Logitech hasn't changed the shape of its Touch Mouse, so the T620 feels just like the M600 to hold. This mouse can therefore be used by left- and right-handed users, and there are no physical or virtual thumb-buttons on the sides of the casing. We tested the iridescent, pearly white version of this mouse, which, unlike the glossy black model, doesn't show up fingerprints too badly.
The mouse's dimensions haven't budged. The T620 is 11 cm long, which makes it comfortable to handle even though it's not long enough to support your wrist (which is recommended by occupational therapists but not always appreciated by users). The two AA batteries on the inside give the mouse a decent but poorly balanced weight.
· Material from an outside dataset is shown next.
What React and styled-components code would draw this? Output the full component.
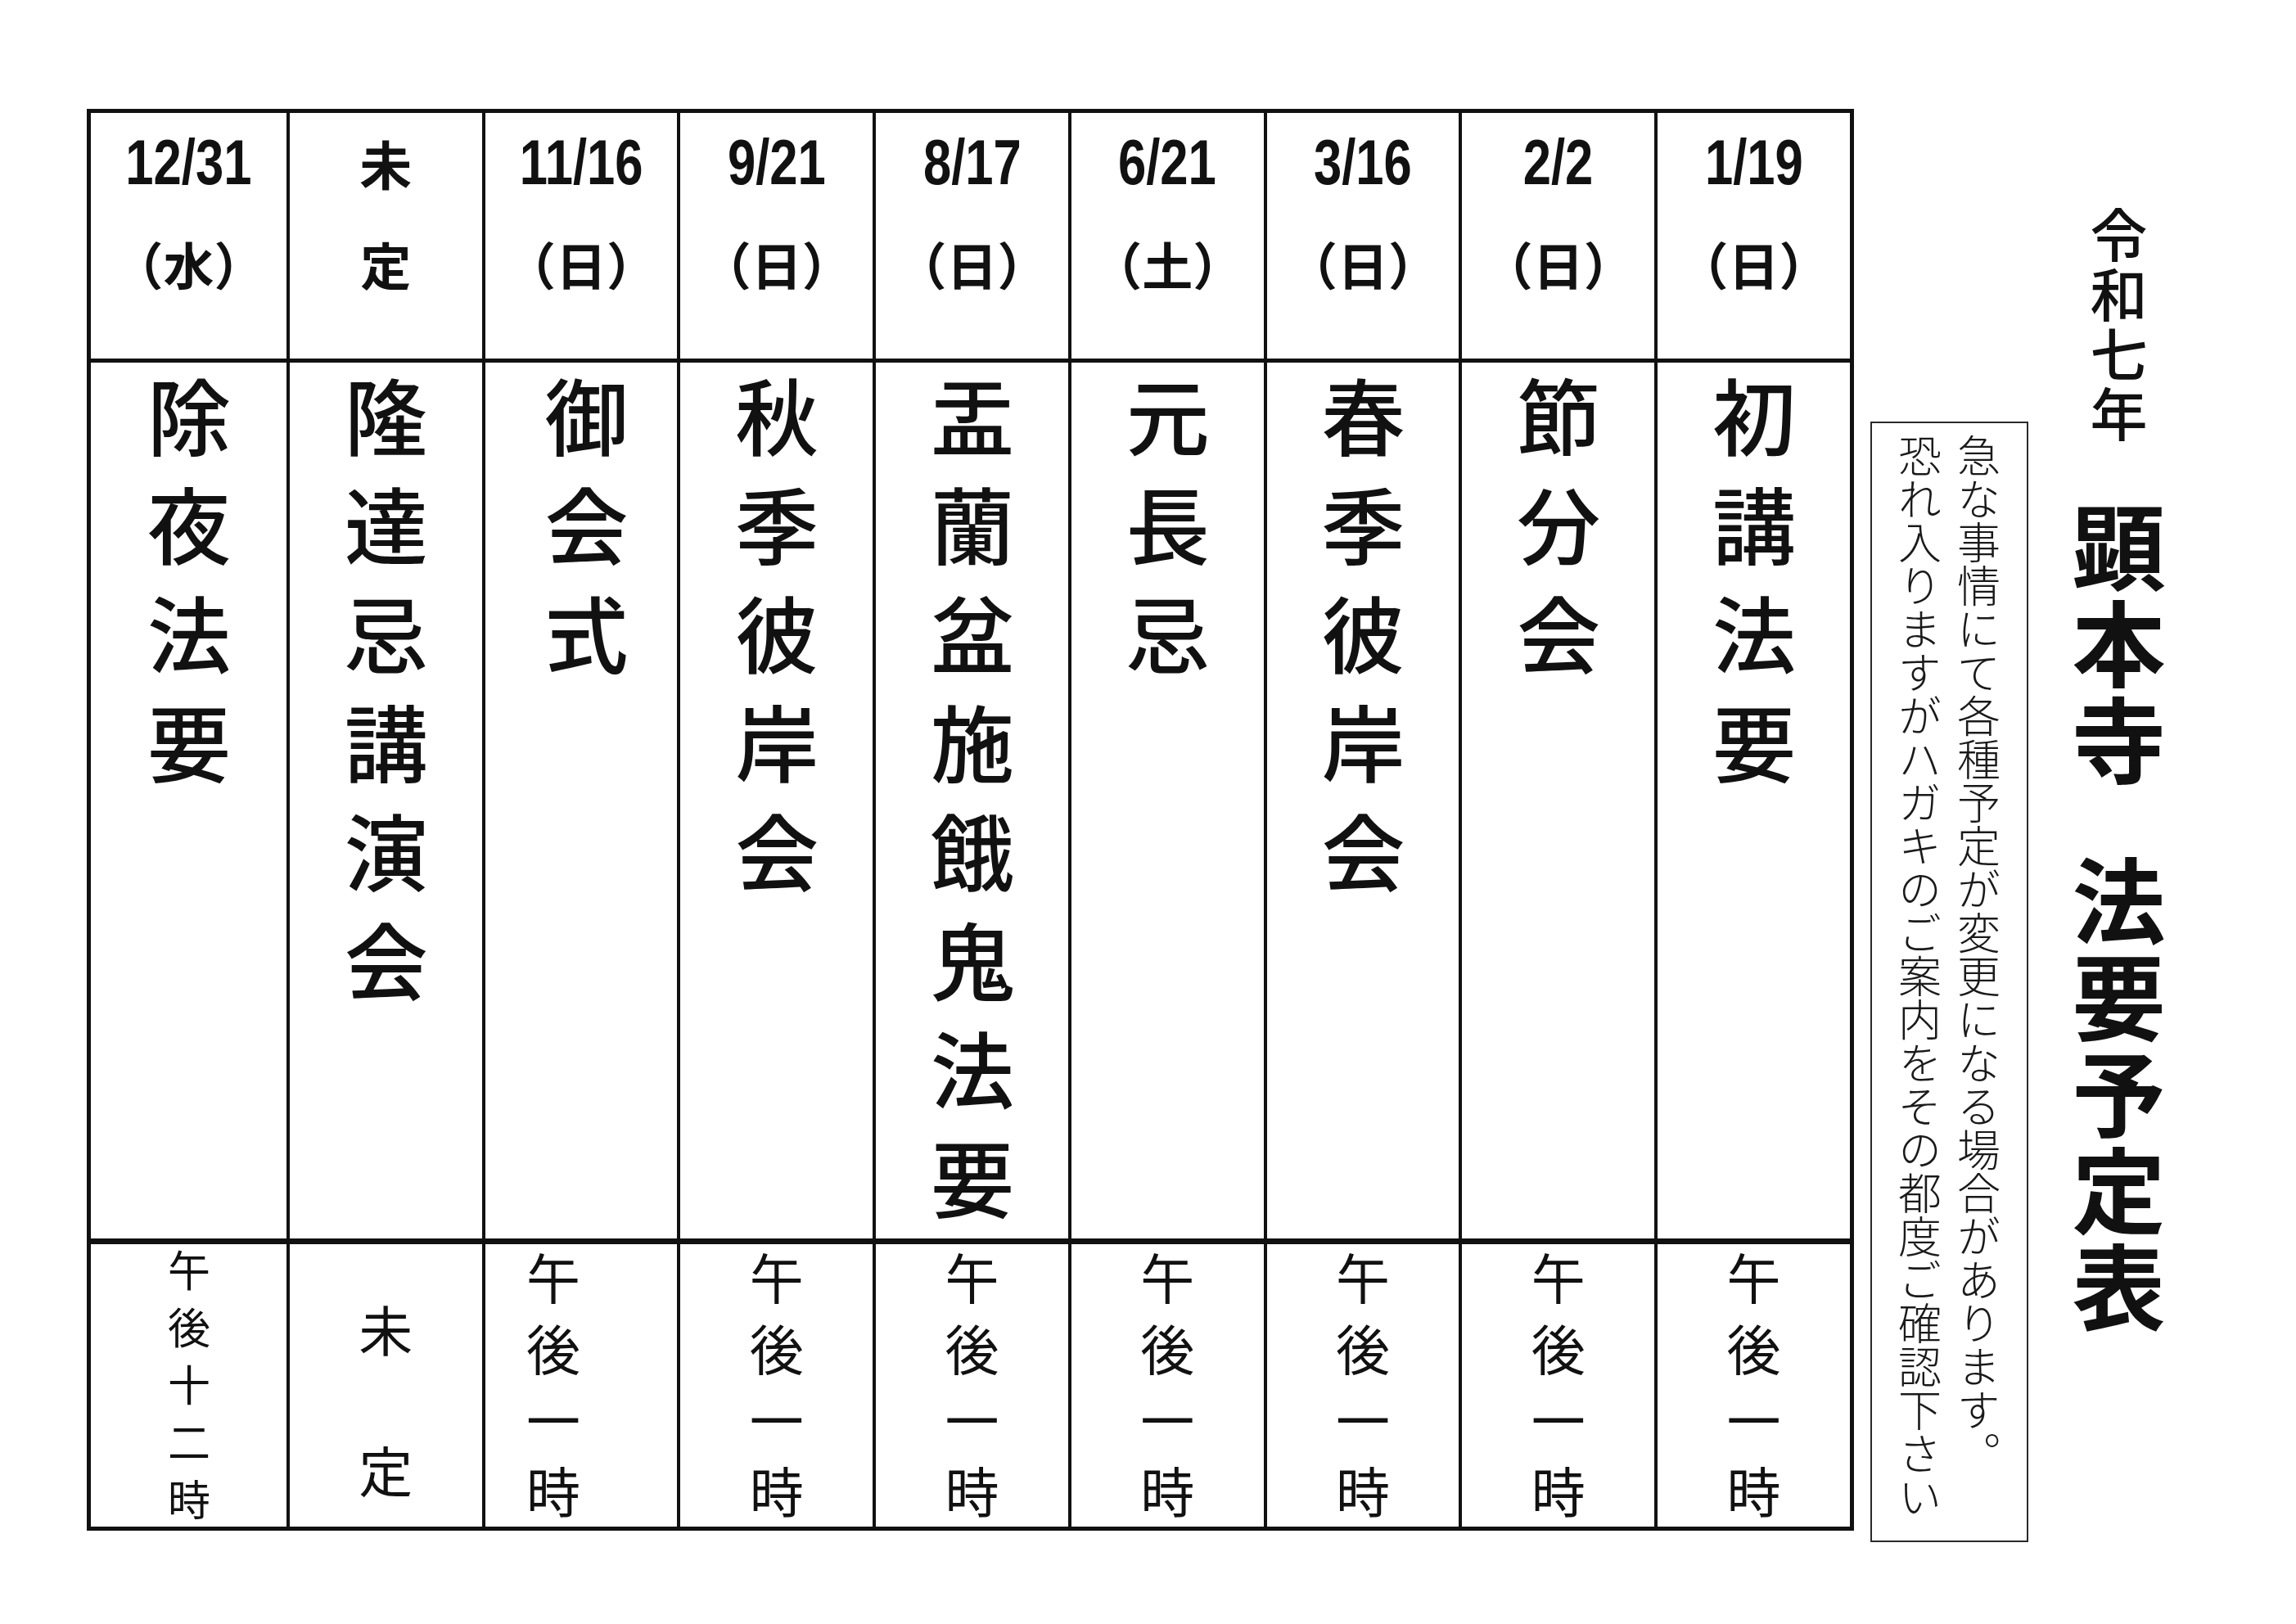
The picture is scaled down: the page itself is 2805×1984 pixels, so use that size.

The back of the mouse is heavier and tends to skid a bit when you make fast movements.
The T620 has no physical buttons but the touch-sensitive surface offers plenty of controls. A sensor built into the casing recognises certain movements and gestures so you can do much more than just a left or right click.
The various gestures and controls are all outlined in detail in a series of videos on Logitech's website. You can scroll horizontally and vertically (notched or smooth), zoom in and out, and move forwards and backwards a page (as usually controlled by thumb buttons). Pressing the top of the casing twice minimises all your windows for fast access to the desktop. These functions will be completely useless for image editors or gamers but they'll be very handy for office computing and surfing the Internet.
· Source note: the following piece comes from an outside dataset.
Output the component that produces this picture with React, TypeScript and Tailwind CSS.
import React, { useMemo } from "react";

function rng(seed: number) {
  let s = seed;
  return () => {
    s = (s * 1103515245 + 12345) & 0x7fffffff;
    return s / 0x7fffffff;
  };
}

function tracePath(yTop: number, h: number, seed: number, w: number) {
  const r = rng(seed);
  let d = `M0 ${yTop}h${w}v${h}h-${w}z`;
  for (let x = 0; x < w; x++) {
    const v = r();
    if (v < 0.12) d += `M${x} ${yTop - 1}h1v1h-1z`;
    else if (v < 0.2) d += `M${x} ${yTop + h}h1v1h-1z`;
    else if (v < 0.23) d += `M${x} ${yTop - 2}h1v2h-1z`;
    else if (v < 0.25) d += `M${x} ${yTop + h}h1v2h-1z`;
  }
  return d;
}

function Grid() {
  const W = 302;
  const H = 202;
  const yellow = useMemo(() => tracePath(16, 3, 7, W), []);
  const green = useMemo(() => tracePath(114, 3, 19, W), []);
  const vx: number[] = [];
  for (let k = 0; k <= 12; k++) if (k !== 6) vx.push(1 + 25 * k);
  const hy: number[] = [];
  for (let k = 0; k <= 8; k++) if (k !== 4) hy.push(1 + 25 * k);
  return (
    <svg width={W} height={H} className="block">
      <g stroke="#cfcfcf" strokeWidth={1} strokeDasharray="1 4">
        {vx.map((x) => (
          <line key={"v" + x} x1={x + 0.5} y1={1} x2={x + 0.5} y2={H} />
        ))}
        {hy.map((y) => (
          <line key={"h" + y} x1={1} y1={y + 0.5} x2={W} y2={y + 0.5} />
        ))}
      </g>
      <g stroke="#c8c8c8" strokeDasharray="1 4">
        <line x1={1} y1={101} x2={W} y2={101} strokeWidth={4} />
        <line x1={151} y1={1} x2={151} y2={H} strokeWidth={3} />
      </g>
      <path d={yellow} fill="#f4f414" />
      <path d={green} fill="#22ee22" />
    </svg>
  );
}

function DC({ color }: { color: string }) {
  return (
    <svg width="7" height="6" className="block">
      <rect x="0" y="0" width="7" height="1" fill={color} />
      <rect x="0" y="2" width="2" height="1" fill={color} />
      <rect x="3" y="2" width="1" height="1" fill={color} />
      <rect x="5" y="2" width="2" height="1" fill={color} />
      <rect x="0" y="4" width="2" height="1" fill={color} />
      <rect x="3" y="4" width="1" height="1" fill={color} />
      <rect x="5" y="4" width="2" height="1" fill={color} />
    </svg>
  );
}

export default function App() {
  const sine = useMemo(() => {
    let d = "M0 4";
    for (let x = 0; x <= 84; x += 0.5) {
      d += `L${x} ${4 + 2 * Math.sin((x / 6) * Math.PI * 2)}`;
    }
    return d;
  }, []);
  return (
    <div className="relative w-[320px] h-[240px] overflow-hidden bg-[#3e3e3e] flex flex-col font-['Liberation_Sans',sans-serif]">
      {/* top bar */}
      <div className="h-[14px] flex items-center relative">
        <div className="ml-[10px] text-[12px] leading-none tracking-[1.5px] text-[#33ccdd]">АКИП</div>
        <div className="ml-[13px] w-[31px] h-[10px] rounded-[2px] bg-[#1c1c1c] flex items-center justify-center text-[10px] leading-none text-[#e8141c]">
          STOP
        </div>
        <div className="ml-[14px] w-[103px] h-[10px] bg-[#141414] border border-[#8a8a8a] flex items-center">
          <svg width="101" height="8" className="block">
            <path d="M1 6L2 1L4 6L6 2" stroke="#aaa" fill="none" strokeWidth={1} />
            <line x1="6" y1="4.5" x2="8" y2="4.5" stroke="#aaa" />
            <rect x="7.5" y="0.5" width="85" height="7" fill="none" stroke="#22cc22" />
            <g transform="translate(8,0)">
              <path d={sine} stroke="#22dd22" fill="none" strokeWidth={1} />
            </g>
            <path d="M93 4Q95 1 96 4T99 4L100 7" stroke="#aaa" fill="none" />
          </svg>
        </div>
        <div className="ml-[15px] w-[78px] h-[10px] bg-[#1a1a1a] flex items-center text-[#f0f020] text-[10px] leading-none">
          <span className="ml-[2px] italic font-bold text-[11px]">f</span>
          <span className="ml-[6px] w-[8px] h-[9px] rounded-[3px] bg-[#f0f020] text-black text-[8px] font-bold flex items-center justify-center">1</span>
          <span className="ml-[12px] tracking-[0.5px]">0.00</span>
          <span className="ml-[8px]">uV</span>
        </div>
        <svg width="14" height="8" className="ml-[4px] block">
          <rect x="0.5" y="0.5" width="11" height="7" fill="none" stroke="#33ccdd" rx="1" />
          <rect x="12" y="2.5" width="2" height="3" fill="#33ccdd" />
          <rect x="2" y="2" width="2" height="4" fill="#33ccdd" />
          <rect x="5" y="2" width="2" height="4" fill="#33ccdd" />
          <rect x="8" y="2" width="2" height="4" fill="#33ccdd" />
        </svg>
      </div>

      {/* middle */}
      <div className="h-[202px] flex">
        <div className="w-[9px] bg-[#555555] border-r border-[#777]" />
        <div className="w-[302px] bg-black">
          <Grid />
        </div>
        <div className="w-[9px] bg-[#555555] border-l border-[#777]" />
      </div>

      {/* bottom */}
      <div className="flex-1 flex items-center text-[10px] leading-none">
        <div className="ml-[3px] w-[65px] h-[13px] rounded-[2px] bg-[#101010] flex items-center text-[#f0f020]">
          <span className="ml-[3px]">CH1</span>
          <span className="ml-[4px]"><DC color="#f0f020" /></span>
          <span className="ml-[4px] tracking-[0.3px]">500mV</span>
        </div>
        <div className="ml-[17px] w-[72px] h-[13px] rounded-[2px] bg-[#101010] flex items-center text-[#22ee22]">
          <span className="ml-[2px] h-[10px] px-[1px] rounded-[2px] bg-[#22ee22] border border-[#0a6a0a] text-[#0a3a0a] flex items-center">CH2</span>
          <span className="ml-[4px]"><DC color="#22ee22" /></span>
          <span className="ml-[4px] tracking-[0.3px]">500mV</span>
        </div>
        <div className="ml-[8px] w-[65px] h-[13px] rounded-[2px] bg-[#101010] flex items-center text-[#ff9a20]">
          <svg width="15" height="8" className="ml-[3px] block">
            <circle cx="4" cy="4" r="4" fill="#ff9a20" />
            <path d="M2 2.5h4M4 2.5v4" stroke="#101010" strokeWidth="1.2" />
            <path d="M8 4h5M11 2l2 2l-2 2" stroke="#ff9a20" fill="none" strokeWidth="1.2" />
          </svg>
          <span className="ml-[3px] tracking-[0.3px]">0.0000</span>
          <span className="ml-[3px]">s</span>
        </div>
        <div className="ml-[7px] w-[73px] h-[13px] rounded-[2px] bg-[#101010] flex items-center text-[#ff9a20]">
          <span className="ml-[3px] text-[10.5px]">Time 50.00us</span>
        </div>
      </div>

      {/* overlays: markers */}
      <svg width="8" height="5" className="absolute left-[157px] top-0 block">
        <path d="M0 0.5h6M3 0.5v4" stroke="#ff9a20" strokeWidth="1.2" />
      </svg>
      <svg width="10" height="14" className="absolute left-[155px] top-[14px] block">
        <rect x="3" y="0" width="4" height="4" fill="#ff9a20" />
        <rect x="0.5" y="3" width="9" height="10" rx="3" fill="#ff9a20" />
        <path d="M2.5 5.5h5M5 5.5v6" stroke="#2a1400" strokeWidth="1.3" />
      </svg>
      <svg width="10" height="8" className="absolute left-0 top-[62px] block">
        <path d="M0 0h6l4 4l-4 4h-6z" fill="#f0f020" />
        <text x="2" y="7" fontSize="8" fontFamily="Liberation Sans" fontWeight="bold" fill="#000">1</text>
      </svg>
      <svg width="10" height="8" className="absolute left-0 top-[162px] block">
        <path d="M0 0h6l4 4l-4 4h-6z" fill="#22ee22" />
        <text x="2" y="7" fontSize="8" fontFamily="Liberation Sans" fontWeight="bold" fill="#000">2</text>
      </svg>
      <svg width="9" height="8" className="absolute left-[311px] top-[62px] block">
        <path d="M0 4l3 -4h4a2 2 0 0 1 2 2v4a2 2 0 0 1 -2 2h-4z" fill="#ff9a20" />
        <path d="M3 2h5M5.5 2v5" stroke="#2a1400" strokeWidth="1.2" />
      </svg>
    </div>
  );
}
A whole load of extra functions are available to Windows 8 users, such as switching from one app to another with a simple finger movement. Note, however, that you'll need to install Logitech's driver for the PC to recognise these movements. Without it, you only get the left and right click functions and the virtual scroll wheel.
The mouse communicates with your PC via a small USB receiver. This sticks out barely half a centimetre from the USB port when connected, so you aren't likely to knock it out by accident. However, its small size does make the USB receiver quite easy to lose, especially when on the move. That's no doubt why Logitech has included an onboard storage compartment for the receiver just next to the batteries.
The polling rate of 125 Hz won't be fast enough for hardcore gamers but it's perfectly fine for occasional gaming and office computing.
A gaming mouse needs a sensor that can track movements
of at least 3 metres per second.
And, if that wasn't enough to put off gamers, the fact the T620 can only track movements of up to 1.2 metres per second probably will be. That's nowhere near speedy enough for fast-action FPS where every split-second counts (Call of Duty, Half Life, etc.). However, it won't be much of a problem in other kinds of games or applications.
- Small, discreet USB receiver
- Several Logitech wireless peripherals can be synced to the same USB receiver via the driver (see inset)
- Touch-control virtual scroll wheel for notched or smooth horizontal or vertical scrolling
- Suitable for left- and right-handed users
- Low maximum movement tracking speed (1.2 m/s)
- No thumb buttons
- DPI can't be adjusted on the fly (for gamers)
- Too small for ideal ergonomics (11 cm long)
- No built-in recharging system (AA batteries)
With the Touch Mouse T620, Logitech is back on par with Microsoft and its Explorer Touch Mouse. However, this mouse is only really suitable for office computing and web browsing.